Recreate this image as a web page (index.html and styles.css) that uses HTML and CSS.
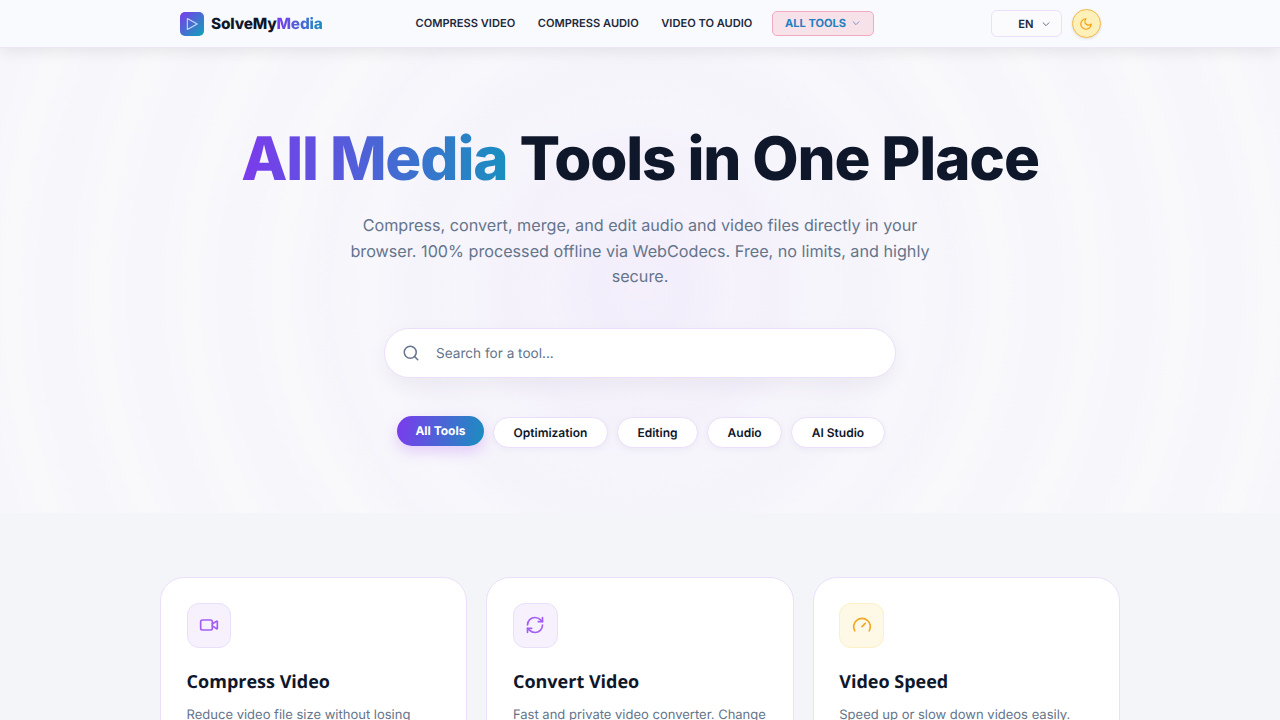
FILE: index.html
```html
<!DOCTYPE html>
<html lang="en">
<head>
    <meta charset="UTF-8">
    <meta name="viewport" content="width=device-width, initial-scale=1.0">
    <title>SolveMyMedia</title>
    <link rel="stylesheet" href="styles.css">
</head>
<body>

    <header class="topbar">
        <div class="topbar-inner">
            <a class="logo" href="#">
                <span class="logo-mark">
                    <svg width="14" height="14" viewBox="0 0 24 24" fill="none" stroke="#fff" stroke-opacity="0.75" stroke-width="1.8" stroke-linejoin="round"><path d="M4 2.5v19l17-9.5z"/></svg>
                </span>
                <span class="logo-text">SolveMy<span class="grad-text">Media</span></span>
            </a>
            <nav class="main-nav">
                <a href="#">Compress Video</a>
                <a href="#">Compress Audio</a>
                <a href="#">Video to Audio</a>
                <button class="all-tools-btn">
                    <span>All Tools</span>
                    <svg width="10" height="10" viewBox="0 0 24 24" fill="none" stroke="#7c93c9" stroke-width="2.4" stroke-linecap="round" stroke-linejoin="round"><path d="m5 9 7 7 7-7"/></svg>
                </button>
            </nav>
            <div class="topbar-right">
                <button class="lang-btn">
                    <span>EN</span>
                    <svg width="10" height="10" viewBox="0 0 24 24" fill="none" stroke="#64748b" stroke-width="2.4" stroke-linecap="round" stroke-linejoin="round"><path d="m5 9 7 7 7-7"/></svg>
                </button>
                <button class="theme-btn">
                    <svg width="14" height="14" viewBox="0 0 24 24" fill="none" stroke="#f59e0b" stroke-width="2" stroke-linecap="round" stroke-linejoin="round"><path d="M12 3a6 6 0 0 0 9 9 9 9 0 1 1-9-9Z"/></svg>
                </button>
            </div>
        </div>
    </header>

    <section class="hero">
        <h1><span class="grad-text">All Media</span> Tools in One Place</h1>
        <p class="hero-sub">Compress, convert, merge, and edit audio and video files directly in your browser. 100% processed offline via WebCodecs. Free, no limits, and highly secure.</p>
        <div class="search-box">
            <svg width="18" height="18" viewBox="0 0 24 24" fill="none" stroke="#64748b" stroke-width="2" stroke-linecap="round" stroke-linejoin="round"><circle cx="11" cy="11" r="8"/><path d="m21 21-4.3-4.3"/></svg>
            <input type="text" placeholder="Search for a tool...">
        </div>
        <div class="filter-row">
            <button class="pill active">All Tools</button>
            <button class="pill">Optimization</button>
            <button class="pill">Editing</button>
            <button class="pill">Audio</button>
            <button class="pill">AI Studio</button>
        </div>
    </section>

    <section class="tools">
        <div class="tool-grid">
            <article class="tool-card">
                <div class="tool-icon">
                    <svg width="20" height="20" viewBox="0 0 24 24" fill="none" stroke="#a35ff5" stroke-width="2" stroke-linecap="round" stroke-linejoin="round"><path d="m16 13 5.223 3.482a.5.5 0 0 0 .777-.416V7.87a.5.5 0 0 0-.752-.432L16 10.5"/><rect x="2" y="6" width="14" height="12" rx="2"/></svg>
                </div>
                <h2>Compress Video</h2>
                <p>Reduce video file size without losing quality.</p>
            </article>
            <article class="tool-card">
                <div class="tool-icon">
                    <svg width="20" height="20" viewBox="0 0 24 24" fill="none" stroke="#a35ff5" stroke-width="2" stroke-linecap="round" stroke-linejoin="round"><path d="M3 12a9 9 0 0 1 9-9 9.75 9.75 0 0 1 6.74 2.74L21 8"/><path d="M21 3v5h-5"/><path d="M21 12a9 9 0 0 1-9 9 9.75 9.75 0 0 1-6.74-2.74L3 16"/><path d="M8 16H3v5"/></svg>
                </div>
                <h2>Convert Video</h2>
                <p>Fast and private video converter. Change formats in seconds.</p>
            </article>
            <article class="tool-card">
                <div class="tool-icon icon-amber">
                    <svg width="20" height="20" viewBox="0 0 24 24" fill="none" stroke="#f0a825" stroke-width="2" stroke-linecap="round" stroke-linejoin="round"><path d="m12 14 4-4"/><path d="M3.34 19a10 10 0 1 1 17.32 0"/></svg>
                </div>
                <h2>Video Speed</h2>
                <p>Speed up or slow down videos easily.</p>
            </article>
        </div>
    </section>

</body>
</html>
```

FILE: styles.css
```css
:root {
    --dark: #0f172a;
    --muted: #64748b;
    --line: #ecdffb;
    --grad: linear-gradient(135deg, #7c3aed, #0ea5b7);
}

* {
    box-sizing: border-box;
}

html, body {
    margin: 0;
    padding: 0;
    height: 720px;
    overflow: hidden;
}

body {
    font-family: 'Inter', sans-serif;
    background-color: #f4f5f8;
    color: var(--dark);
    text-rendering: geometricPrecision;
}

button, input {
    text-rendering: geometricPrecision;
}

button {
    font-family: inherit;
    cursor: pointer;
}

.grad-text {
    background: linear-gradient(90deg, #7c3aed, #1a8fbf);
    -webkit-background-clip: text;
    background-clip: text;
    color: transparent;
}

/* Top bar */
.topbar {
    position: relative;
    z-index: 2;
    height: 48px;
    background-color: #f9fafd;
    border-bottom: 1px solid #ece6f5;
    box-shadow: 0 4px 14px rgba(0, 0, 0, 0.08);
}

.topbar-inner {
    display: flex;
    align-items: center;
    width: 921px;
    height: 47px;
    margin: 0 auto;
}

.logo {
    display: flex;
    align-items: center;
    gap: 7.5px;
    width: 236px;
    text-decoration: none;
    color: var(--dark);
}

.logo-mark {
    display: flex;
    align-items: center;
    justify-content: center;
    width: 24px;
    height: 24px;
    border-radius: 5px;
    background: var(--grad);
}

.logo-text {
    font-size: 15.4px;
    font-weight: 800;
    letter-spacing: -0.2px;
}

.main-nav {
    display: flex;
    align-items: center;
    gap: 22.6px;
}

.main-nav a {
    margin-top: -1px;
    font-size: 11.1px;
    font-weight: 600;
    text-transform: uppercase;
    text-decoration: none;
    color: #1e293b;
}

.all-tools-btn {
    display: flex;
    align-items: center;
    gap: 5px;
    height: 25px;
    margin-left: -3px;
    padding: 0 12px 1px;
    font-size: 11.1px;
    font-weight: 700;
    text-transform: uppercase;
    color: #1f7fbf;
    background-color: #f8e2ea;
    border: 1px solid #f3a9c0;
    border-radius: 5px;
}

.topbar-right {
    display: flex;
    align-items: center;
    gap: 10px;
    margin-left: auto;
}

.lang-btn {
    display: flex;
    align-items: center;
    justify-content: flex-end;
    gap: 7px;
    width: 71px;
    height: 27px;
    padding: 0 10px 0 0;
    font-size: 11.2px;
    font-weight: 600;
    color: #1e293b;
    background-color: #fbfbfe;
    border: 1px solid var(--line);
    border-radius: 6px;
}

.theme-btn {
    display: flex;
    align-items: center;
    justify-content: center;
    width: 29px;
    height: 29px;
    padding: 0;
    background-color: #fdf0b8;
    border: 1px solid #f5b84a;
    border-radius: 50%;
    box-shadow: 0 1px 3px rgba(0, 0, 0, 0.1);
}

/* Hero */
.hero {
    display: flex;
    flex-direction: column;
    align-items: center;
    height: 465px;
    padding-top: 75px;
    background-color: #f9f9fc;
    background-image:
        radial-gradient(circle at 50% 52%, rgba(168, 85, 247, 0.06) 0, rgba(168, 85, 247, 0.03) 130px, rgba(168, 85, 247, 0) 340px),
        repeating-radial-gradient(circle at 50% 52%, rgba(140, 120, 200, 0) 0, rgba(140, 120, 200, 0.022) 45px, rgba(140, 120, 200, 0) 90px);
}

.hero h1 {
    margin: 0;
    font-size: 60px;
    line-height: 72px;
    font-weight: 800;
    letter-spacing: -1.13px;
    color: var(--dark);
}

.hero-sub {
    width: 600px;
    margin: 18px 0 0;
    font-size: 16.18px;
    line-height: 25.6px;
    text-align: center;
    color: var(--muted);
}

.search-box {
    display: flex;
    align-items: center;
    gap: 16px;
    width: 512px;
    height: 50px;
    margin-top: 38.5px;
    padding: 0 17px;
    background-color: #fff;
    border: 1px solid var(--line);
    border-radius: 25px;
    box-shadow: 0 8px 20px rgba(60, 50, 90, 0.06);
}

.search-box input {
    flex: 1;
    border: none;
    outline: none;
    background: none;
    padding: 1px 0 0;
    font-family: inherit;
    font-size: 13.6px;
    color: var(--dark);
}

.search-box input::placeholder {
    color: var(--muted);
    opacity: 1;
}

.filter-row {
    display: flex;
    align-items: center;
    gap: 9.1px;
    margin-top: 39px;
    margin-left: 1.5px;
}

.pill {
    height: 31px;
    padding: 0 19.5px;
    font-size: 12px;
    font-weight: 600;
    color: var(--dark);
    background-color: #fff;
    border: 1px solid var(--line);
    border-radius: 16px;
    box-shadow: 0 2px 6px rgba(60, 50, 90, 0.05);
}

.pill.active {
    height: 30px;
    margin-top: -3px;
    padding: 0 18.5px 2px;
    font-weight: 700;
    color: #fff;
    background: linear-gradient(100deg, #7c3aed, #1a8fbf);
    border: none;
    box-shadow: 0 6px 14px rgba(168, 85, 247, 0.25);
}

/* Tool cards */
.tools {
    padding-top: 64px;
}

.tool-grid {
    display: grid;
    grid-template-columns: repeat(3, 1fr);
    gap: 19px;
    width: 960px;
    margin: 0 auto;
}

.tool-card {
    height: 260px;
    padding: 25px 25.6px;
    background-color: #fff;
    border: 1px solid var(--line);
    border-radius: 24px;
}

.tool-icon {
    display: flex;
    align-items: center;
    justify-content: center;
    width: 44.8px;
    height: 44.8px;
    background-color: #f6f1fd;
    border: 1px solid #eadffb;
    border-radius: 12px;
}

.tool-icon.icon-amber {
    background-color: #fef9e7;
    border-color: #fdf0c4;
}

.tool-card h2 {
    margin: 21px 0 0;
    font-family: 'Open Sans', sans-serif;
    font-size: 18px;
    line-height: 26px;
    font-weight: 700;
    color: var(--dark);
}

.tool-card p {
    margin: 9px 0 0;
    font-size: 13px;
    line-height: 22px;
    color: var(--muted);
}
```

○ ○ ○ ○

* **Objective**: Pull out all lines from the listing that contain the string "image".

* **Reply**:
Recreate this image as a web page (index.html and styles.css) that uses HTML and CSS.
    background-image:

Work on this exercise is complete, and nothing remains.